These levels of anthropogenic CO2 in the atmosphere are not a temperature driver, or a climate forcing.

In fact, historical records show that overall CO2 levels (which, remember, human inputs make up only a tiny fraction of) TRAIL global climate change by anywhere from a few hundred years, to a few thousand.

All currently existing GLOBAL climate change can be fully and scientifically explained by natural endothermic cycles (atmospheric oceanic interaction combined with volcanic and other geothermal activity, and large particulate emissions such as forest fires, plus natural greenhouse component and other climate forcing component emissions), and the fluctuation in output of the sun (because earth is an exothermic system). The suns output has varied greatly over the course of human history (and of course long before), and periods of warming and cooling have tracked right along with that output.

Models using average sunspot activity as an indicator of solar thermal forcing, have proven to be accurate within a few percentage points at predicting historical temperatures.

Some models (those used by catastrophists) predict that there may be FUTURE global climate change based on a theory that human generated carbon inputs, even though they are far lower than historical levels which did NOT cause these things to happen, will somehow cause the entire climate system to change the way it has always functioned.

These models are ridiculous on their face. The way you test a model is to run if forwards and backwards without adjustment, and see if it can accurately predict what actually happened in the past, using the data from further back in the past; then verifying against actual future results over time.

None of the models that predict significant global climate change due to human carbon inputs, come anywhere close to predicting the historical record.

They always consistently overestimate warming by SEVERAL HUNDRED PERCENT, as in estimating 4 to 8 times the actual warming.

And NONE of them came anywhere close to predicting the variability of the historical record, always showing a consistent warming trend over time, even for CENTURIES that had a significant cooling trend.

The models were not made to predict the actual climate… they were specifically made to predict massive warming, no matter the input. And that’s what they do, as non-catastrophists have proven, running data which any rational model should predict steady or cooling temperatures through the models… and they STILL predicted significant warming.

I leave it up to you to decide whether the models were just designed badly, or whether the distortion was intentional. Either way, these models cannot be trusted, and decisions should certainly not be made based on them.
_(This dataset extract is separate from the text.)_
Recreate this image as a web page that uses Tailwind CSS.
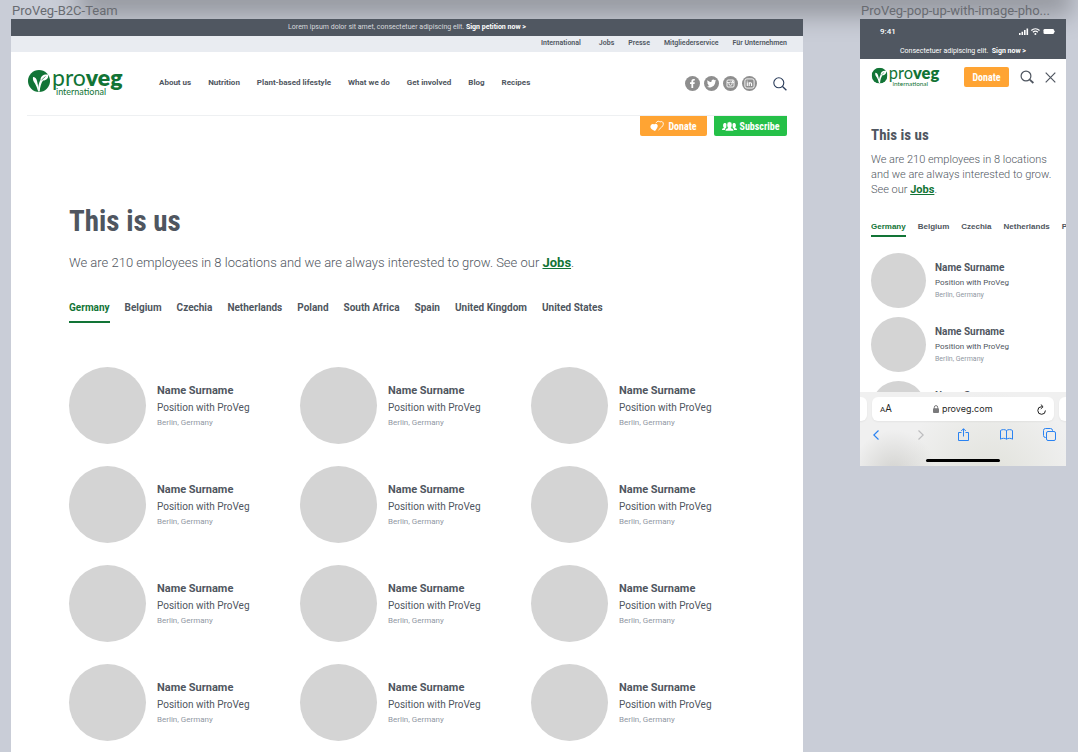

The climate IS changing, and has since the moment the earth formed a climate. As near as we can tell (through ice core samples and the like) there has never been a period of more than 200 years without at least a 1 degree change in global average temperatures.

The climate will continue to change on its own, and no NORMAL human activity will change global climate significantly one way or the other… unless it’s something that actually would kill us all (which would by definition not be normal… Incredibly massive particulate pollution over a high percentage of the earths surface – including the oceans – would do it. It would initially trigger warming from trapped thermal radiation, followed by extremely rapid cooling from blocking out the sun, and then a sudden ice age; and likely kill all crops and food animals in the process, along with at least 80% of humanity in the first two years, if not more, and ultimately followed by mass global extinction).

That isn’t to say we shouldn’t attempt to develop better sources of energy, we should. We aren’t going to “run out” of oil… ever in fact; a basic understanding of economics would show that. But, eventually hydrocarbon fuels are going to get more and more expensive as time goes on, and petroleum fueled combustion engines are relatively inefficient, and do contribute significantly to micro climate pollution.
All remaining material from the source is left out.